In 1960, Professor Donald R. Pearce edited and published a small volume entitled The Senate Speeches of W. B. Yeats.1 Some editorial decisions Pearce made serve to focus attention on what the distinctive features of spoken, instigative discourse may be.2

Pearce included in his volume of "speeches" a body of extensively interrupted discourse on divorce, delivered in the Irish Senate. This material comprises remarks by Yeats and seven other senators plus a number of interruptive observations and rulings by the presiding officer of the Senate. The editor says he chose to present this discourse "practically in its entirety, partly as the best way of incorporating necessary information, and partly to preserve the context of excitement" surrounding what was "probably Yeats's forensic showpiece."3 Elsewhere in his collection Pearce included what he titled, "Divorce: An Undelivered Speech."4

This editor's inclusion and treatment of materials satisfy common sense. Why? To ask the question is to draw attention to seldom discussed aspects of rhetorical speech: contextual information must be supplied if oral rhetoric (or its printed remains) is to be open to full understanding, and to think of an "undelivered speech" is not to be self-contradictory. I propose in this essay to explore why these common-sense judgments can be true and what the reasons may suggest concerning distinctions among oral rhetoric, rhetoric, and literature. In the process I hope to display some features of oral rhetoric which may partially account for the fact that editors like Pearce and ordinary users of English would find it unusual to refer to a man's "speeches" as his "tracts" and equally unusual to say that his "speeches" are, by definition if printed, "literature."
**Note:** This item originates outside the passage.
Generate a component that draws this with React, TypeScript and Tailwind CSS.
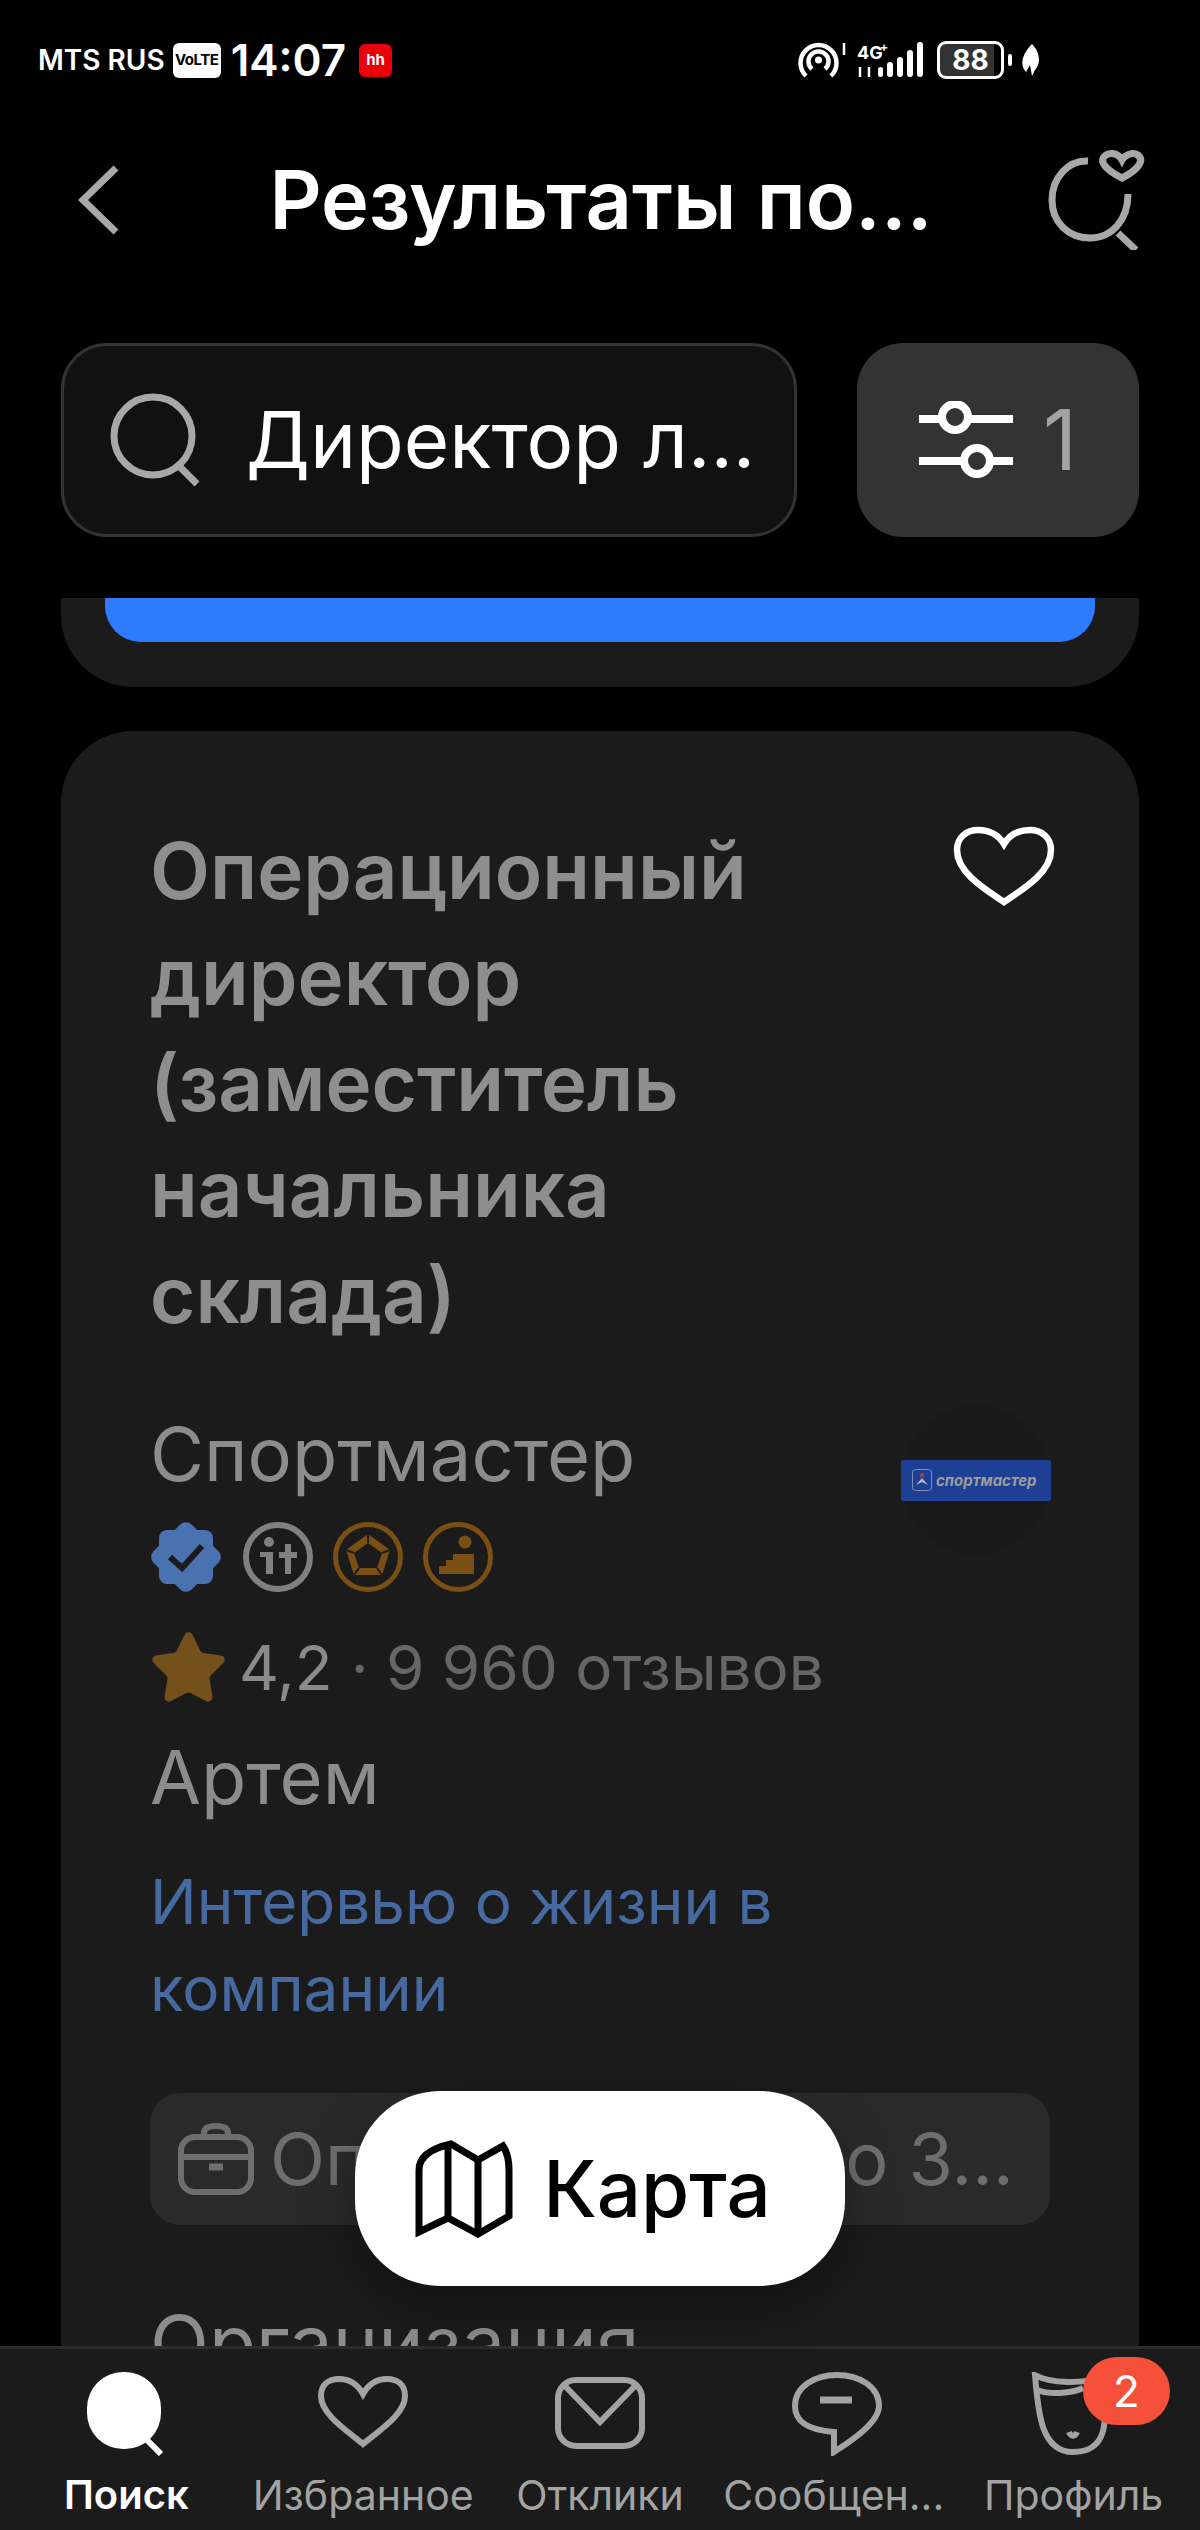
import { Star } from 'lucide-react'

function StatusBar() {
  return (
    <div className="flex h-[120px] shrink-0 items-center justify-between pl-[38px] pr-[160px] text-white">
      <div className="flex items-center">
        <span className="text-[28px] font-semibold leading-none">MTS RUS</span>
        <span className="ml-[8px] flex h-[35px] w-[48px] items-center justify-center rounded-[6px] bg-white text-[15px] font-bold tracking-[-0.5px] text-black">
          VoLTE
        </span>
        <span className="ml-[10px] text-[44px] font-semibold leading-none">14:07</span>
        <span className="ml-[13px] flex h-[33px] w-[33px] items-center justify-center rounded-[6px] bg-[#e8000b] text-[15px] font-bold">
          hh
        </span>
      </div>
      <div className="flex items-center">
        <svg width="126" height="40" viewBox="0 0 126 40" fill="none" stroke="#fff" strokeWidth="4.5">
          <path d="M8 36 A18 18 0 1 1 33 36" />
          <path d="M14 29 A10 10 0 1 1 27 29" />
          <circle cx="20.5" cy="20" r="3.5" fill="#fff" stroke="none" />
          <path d="M46 3 V15" strokeWidth="2.5" />
          <text x="59" y="19" fontSize="18" fontWeight="700" fontFamily="Inter" fill="#fff" stroke="none">4G</text>
          <text x="82" y="11" fontSize="12" fontWeight="700" fontFamily="Inter" fill="#fff" stroke="none">+</text>
          <path d="M62 27 V37 M71 27 V37" strokeWidth="2.5" />
          <g fill="#fff" stroke="none">
            <rect x="80" y="27" width="5" height="10" rx="2.5" />
            <rect x="89" y="22" width="6" height="15" rx="3" />
            <rect x="99" y="17" width="6" height="20" rx="3" />
            <rect x="109" y="10" width="6" height="27" rx="3" />
            <rect x="119" y="2" width="6" height="35" rx="3" />
          </g>
        </svg>
        <div className="ml-[13px] flex h-[38px] w-[67px] items-center justify-center rounded-[9px] border-[3px] border-white bg-linear-to-r from-[#333] from-[88%] to-black to-[88%] text-[28px] font-bold leading-none">
          88
        </div>
        <span className="ml-[4px] h-[12px] w-[4px] rounded-[2px] bg-white" />
        <svg className="ml-[9px]" width="19" height="32" viewBox="0 0 19 32" fill="#fff">
          <path d="M11 0 C18 7 21 18 14 26 L11 32 L9 21 L5 28 C-1 22 0 11 11 0 Z" />
        </svg>
      </div>
    </div>
  )
}

function TopBar() {
  return (
    <div className="flex h-[160px] shrink-0 items-center pl-[78px] pr-[52px]">
      <svg width="42" height="70" viewBox="0 0 42 70" fill="none" stroke="#a8a8a8" strokeWidth="7">
        <path d="M38 3 L5 35 L38 67" />
      </svg>
      <h1 className="flex-1 pl-[34px] text-center text-[81px] font-semibold leading-none text-white">Результаты по...</h1>
      <svg width="100" height="100" viewBox="0 0 100 100" fill="none" stroke="#a8a8a8" strokeWidth="7">
        <path d="M40 11 C20 10 4 28 4 50 C4 72 20 88 42 88 C64 88 80 70 80 44" />
        <path d="M70 83 L88 100" />
        <path d="M74 26 C62 20 48 10 58 3 C66 -1 72 4 74 8 C76 4 84 -1 90 3 C98 10 86 20 74 26 Z" transform="translate(0 2)" />
      </svg>
    </div>
  )
}

function SearchRow() {
  return (
    <div className="flex h-[194px] shrink-0 gap-[60px] px-[61px]">
      <div className="flex flex-1 items-center rounded-[46px] border-[3px] border-[#333] bg-[#111] pl-[45px]">
        <svg width="96" height="96" viewBox="0 0 96 96" fill="none" stroke="#a8a8a8" strokeWidth="7">
          <circle cx="44" cy="44" r="39" />
          <path d="M70 74 L88 92" />
        </svg>
        <span className="ml-[41px] text-[78px] leading-none text-white">Директор л...</span>
      </div>
      <div className="flex w-[282px] items-center justify-center gap-[30px] rounded-[46px] bg-[#333]">
        <svg width="94" height="78" viewBox="0 0 94 78" fill="none" stroke="#fff" strokeWidth="8">
          <path d="M0 18 H22 M50 18 H94" />
          <circle cx="36" cy="16" r="13" />
          <path d="M0 60 H44 M72 60 H94" />
          <circle cx="58" cy="60" r="13" />
        </svg>
        <span className="text-[84px] leading-none text-[#a3a3a3]">1</span>
      </div>
    </div>
  )
}

function Badges() {
  return (
    <div className="mt-[16px] flex h-[74px] items-center gap-[18px]">
      <svg className="-ml-[2px]" width="76" height="76" viewBox="0 0 76 76">
        <g fill="#4a72b0">
          <rect x="11" y="11" width="54" height="54" rx="8" />
          <rect x="11" y="11" width="54" height="54" rx="8" transform="rotate(45 38 38)" />
        </g>
        <path d="M22 38 L34 49 L54 27" fill="none" stroke="#1b1b1b" strokeWidth="6" />
      </svg>
      <svg width="72" height="72" viewBox="0 0 72 72" fill="none">
        <circle cx="36" cy="36" r="32" stroke="#808080" strokeWidth="6" />
        <circle cx="27" cy="21" r="5" fill="#808080" />
        <path d="M18 31 H31 V53 H24 V36 H18 Z M37 31 H43 V23 H49 V31 H55 V37 H49 V53 H43 V37 H37 Z" fill="#808080" />
      </svg>
      <svg width="72" height="72" viewBox="0 0 72 72" fill="none">
        <circle cx="36" cy="36" r="32.5" stroke="#7a4f14" strokeWidth="5" />
        <path d="M36 13 L58 29 L50 54 H22 L14 29 Z" fill="#7a4f14" />
        <path d="M36 22 L50 32 L45 47 H27 L22 32 Z" fill="#1b1b1b" />
        <path d="M36 13 V22 M58 29 L50 32 M50 54 L45 47 M22 54 L27 47 M14 29 L22 32" stroke="#1b1b1b" strokeWidth="2" />
      </svg>
      <svg width="72" height="72" viewBox="0 0 72 72" fill="none">
        <circle cx="36" cy="36" r="32.5" stroke="#7a4f14" strokeWidth="5" />
        <circle cx="43" cy="21" r="6.5" fill="#7a4f14" />
        <path d="M17 53 V45 H24 V39 H31 V33 H52 V53 Z" fill="#7a4f14" />
      </svg>
    </div>
  )
}

function CompanyLogo() {
  return (
    <div className="flex h-[150px] w-[150px] items-center rounded-full bg-[#191919]">
      <div className="flex h-[41px] w-full items-center gap-[4px] rounded-[3px] bg-[#1f3f94] pl-[11px]">
        <svg width="20" height="22" viewBox="0 0 20 22" fill="none" className="shrink-0">
          <rect x="0.5" y="0.5" width="19" height="21" rx="3" stroke="#7f90bf" />
          <circle cx="10" cy="6" r="2" fill="#b03a4a" />
          <path d="M4 16 L10 9 L16 16 L10 13 Z" fill="#b9b9b9" />
        </svg>
        <span className="text-[15px] font-bold italic leading-none text-[#9c9c9c]">спортмастер</span>
      </div>
    </div>
  )
}

function VacancyCard() {
  return (
    <div className="relative mt-[44px] rounded-t-[72px] bg-[#1b1b1b] px-[89px] pb-[100px] pt-[87px]">
      <svg className="absolute right-[84px] top-[95px]" width="102" height="80" viewBox="0 0 102 80" fill="none" stroke="#fff" strokeWidth="6.5">
        <path d="M51 76 C30 62 4 46 4 24 C4 11 14 4 25 4 C37 4 46 10 51 18 C56 10 65 4 77 4 C88 4 98 11 98 24 C98 46 72 62 51 76 Z" />
      </svg>
      <h2 className="w-[700px] text-[78px] font-semibold leading-[106px] text-[#8e8e8e]">
        Операционный директор (заместитель начальника склада)
      </h2>
      <div className="mt-[56px] flex items-start justify-between">
        <div>
          <div className="text-[74px] leading-[100px] text-[#8c8c8c]">Спортмастер</div>
          <Badges />
        </div>
        <div className="-mr-[1px] mt-[1px]">
          <CompanyLogo />
        </div>
      </div>
      <div className="-ml-[2px] mt-[39px] flex h-[70px] items-center gap-[10px] text-[62px] leading-none">
        <Star size={81} fill="#74501a" stroke="#74501a" strokeWidth={1.5} />
        <span className="text-[#8a8a8a]">4,2</span>
        <span className="ml-[8px] text-[#666]">· 9 960 отзывов</span>
      </div>
      <div className="mt-[24px] text-[74px] leading-[100px] text-[#8c8c8c]">Артем</div>
      <a className="mt-[31px] block w-[700px] text-[62px] leading-[87px] text-[#466a9f]">Интервью о жизни в компании</a>
      <div className="mt-[61px] flex h-[132px] items-center rounded-[30px] bg-[#2a2a2a] px-[28px] text-[72px] leading-none text-[#6e6e6e]">
        <svg width="76" height="72" viewBox="0 0 76 72" fill="none" stroke="#6e6e6e" strokeWidth="6">
          <path d="M26 14 V10 C26 5 30 3 38 3 C46 3 50 5 50 10 V14" />
          <rect x="3" y="14" width="70" height="55" rx="14" />
          <path d="M3 34 H73" />
          <path d="M31 44 H45" strokeWidth="7" />
        </svg>
        <span className="ml-[16px]">Опыт от 1 года до 3...</span>
      </div>
      <div className="mt-[80px] text-[77px] leading-none text-[#8c8c8c]">Организация</div>
    </div>
  )
}

function NavIcon({ name }: { name: string }) {
  if (name === 'search') {
    return (
      <svg width="90" height="84" viewBox="0 0 90 84">
        <rect x="6" y="0" width="74" height="77" rx="36" fill="#fff" />
        <path d="M66 68 L80 82" stroke="#fff" strokeWidth="6" fill="none" />
      </svg>
    )
  }
  if (name === 'heart') {
    return (
      <svg width="90" height="84" viewBox="0 0 90 84" fill="none" stroke="#a3a3a3" strokeWidth="6">
        <path d="M45 72 C28 58 3 42 3 24 C3 12 11 7 21 7 C32 7 40 13 45 22 C50 13 58 7 69 7 C79 7 87 12 87 24 C87 42 62 58 45 72 Z" />
      </svg>
    )
  }
  if (name === 'mail') {
    return (
      <svg width="90" height="84" viewBox="0 0 90 84" fill="none" stroke="#a3a3a3" strokeWidth="6">
        <rect x="3" y="8" width="84" height="66" rx="18" />
        <path d="M8 12 L45 50 L82 12" />
      </svg>
    )
  }
  if (name === 'chat') {
    return (
      <svg width="90" height="84" viewBox="0 0 90 84" fill="none" stroke="#a3a3a3" strokeWidth="6">
        <path d="M45 3 C22 3 3 15 3 34 C3 50 16 58 42 60 L42 80 C54 72 87 52 87 34 C87 15 68 3 45 3 Z" />
        <path d="M28 28 H60" strokeWidth="7" />
      </svg>
    )
  }
  return (
    <svg width="90" height="84" viewBox="0 0 90 84" fill="none" stroke="#a3a3a3" strokeWidth="6">
      <path d="M6 3 C22 12 54 12 74 5 C76 40 84 80 44 80 C12 80 9 40 6 3 Z" />
      <path d="M8 18 C24 24 46 20 54 16" />
      <path d="M40 60 C42 65 46 65 48 60" />
    </svg>
  )
}

const navItems = [
  { icon: 'search', label: 'Поиск', active: true },
  { icon: 'heart', label: 'Избранное', active: false },
  { icon: 'mail', label: 'Отклики', active: false },
  { icon: 'chat', label: 'Сообщен...', active: false },
  { icon: 'profile', label: 'Профиль', active: false },
]

function BottomNav() {
  return (
    <nav className="relative grid h-[184px] shrink-0 grid-cols-5 border-t-[3px] border-[#2c2c2c] bg-[#1b1b1b] px-[8px]">
      {navItems.map((item) => (
        <div key={item.label} className="flex flex-col items-center pt-[23px]">
          <NavIcon name={item.icon} />
          <span className={`mt-[16px] whitespace-nowrap leading-[46px] ${item.active ? 'text-[40px] font-semibold text-white' : 'text-[41px] text-[#a3a3a3]'} ${item.icon === 'chat' ? 'mr-[6px]' : ''}`}>
            {item.label}
          </span>
        </div>
      ))}
      <span className="absolute left-[1083px] top-[8px] flex h-[68px] w-[87px] items-center justify-center rounded-full bg-[#f4503a] text-[44px] leading-none text-white">
        2
      </span>
    </nav>
  )
}

export default function App() {
  return (
    <div className="relative flex h-[2530px] w-[1200px] flex-col overflow-hidden bg-black font-[Inter,sans-serif]">
      <StatusBar />
      <TopBar />
      <div className="pt-[63px]">
        <SearchRow />
      </div>
      <div className="mt-[61px] min-h-0 flex-1 overflow-hidden px-[61px]">
        <div className="h-[89px] rounded-b-[72px] bg-[#1b1b1b] px-[44px]">
          <div className="h-[44px] rounded-b-[36px] bg-[#2d7bff]" />
        </div>
        <VacancyCard />
      </div>
      <BottomNav />
      <button className="absolute left-[355px] top-[2091px] flex h-[195px] w-[490px] items-center justify-center gap-[30px] rounded-[85px] bg-white pr-[14px] shadow-[0_20px_50px_rgba(0,0,0,0.35)]">
        <svg width="98" height="98" viewBox="0 0 98 98" fill="none" stroke="#000" strokeWidth="7">
          <path d="M4 30 C4 16 18 8 36 4 L63 20 L88 6 C92 12 94 20 94 30 V76 L63 94 L33 78 L4 92 Z" />
          <path d="M33 4 V78 M63 20 V94" />
        </svg>
        <span className="text-[78px] font-medium leading-none text-black">Карта</span>
      </button>
    </div>
  )
}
In furnishing contextual material for Yeats's remarks on divorce and in using the concept of "an undelivered speech" together with special contextual material, Professor Pearce acted as though some prose composed for oral delivery has attributes of a unique sort. He implied that these works by Yeats could not be rightly understood or rightly described by reference to the same data and terms [End Page 170] that he would have used in presenting the other kinds of verbal works Yeats produced: essays, dramas, poems. In like ways most of us affirm in practical decisions that works we think of as "rhetorical" or "persuasive" are not fundamentally "literary" and that among "rhetorical" works those orally communicated or intended to be so communicated stand still farther apart because they were conceived for communication by means of the human behaviors we commonly call "speaking" and "listening." But, as I have said, the bases of these judgments are seldom discussed; therefore, in this essay I shall try to ask in several ways whether paragraphs like the following are the fruits of significant observations of the ways of men or are careless effusions. N. F. Newsome's "Preface" to a volume entitled Voices from Britain contains this paragraph:

Here is an outstanding volume of history written in the spoken words of those who were living and making it. Nothing quite like this has appeared before. Great historic works by men who played a leading role in the events which they recorded, such as Churchill's World Crisis, are not the same as this book because they have been written afterwards with a retrospective eye. Collections of despatches, letters, or even speeches by eminent men are different because they have either been intended for the eyes or ears of only a comparatively few contemporaries or have been framed deliberately for posterity. Here we have the words which men and women of many nations chose for vast audiences of their contemporaries, words spoken from the heart and to the heart, expressing the feelings which the speakers were experiencing at the moment of delivery, and aimed at producing an immediate course of conduct among the listeners, which would itself make history.5

In making their distinctions Pearce and Newsome avoided such hard-to-anchor terms as "rhetorical" and "literary." In the inquiry I propose, I shall need the terms and must therefore define them. I shall not inquire directly into the reasonableness of our common...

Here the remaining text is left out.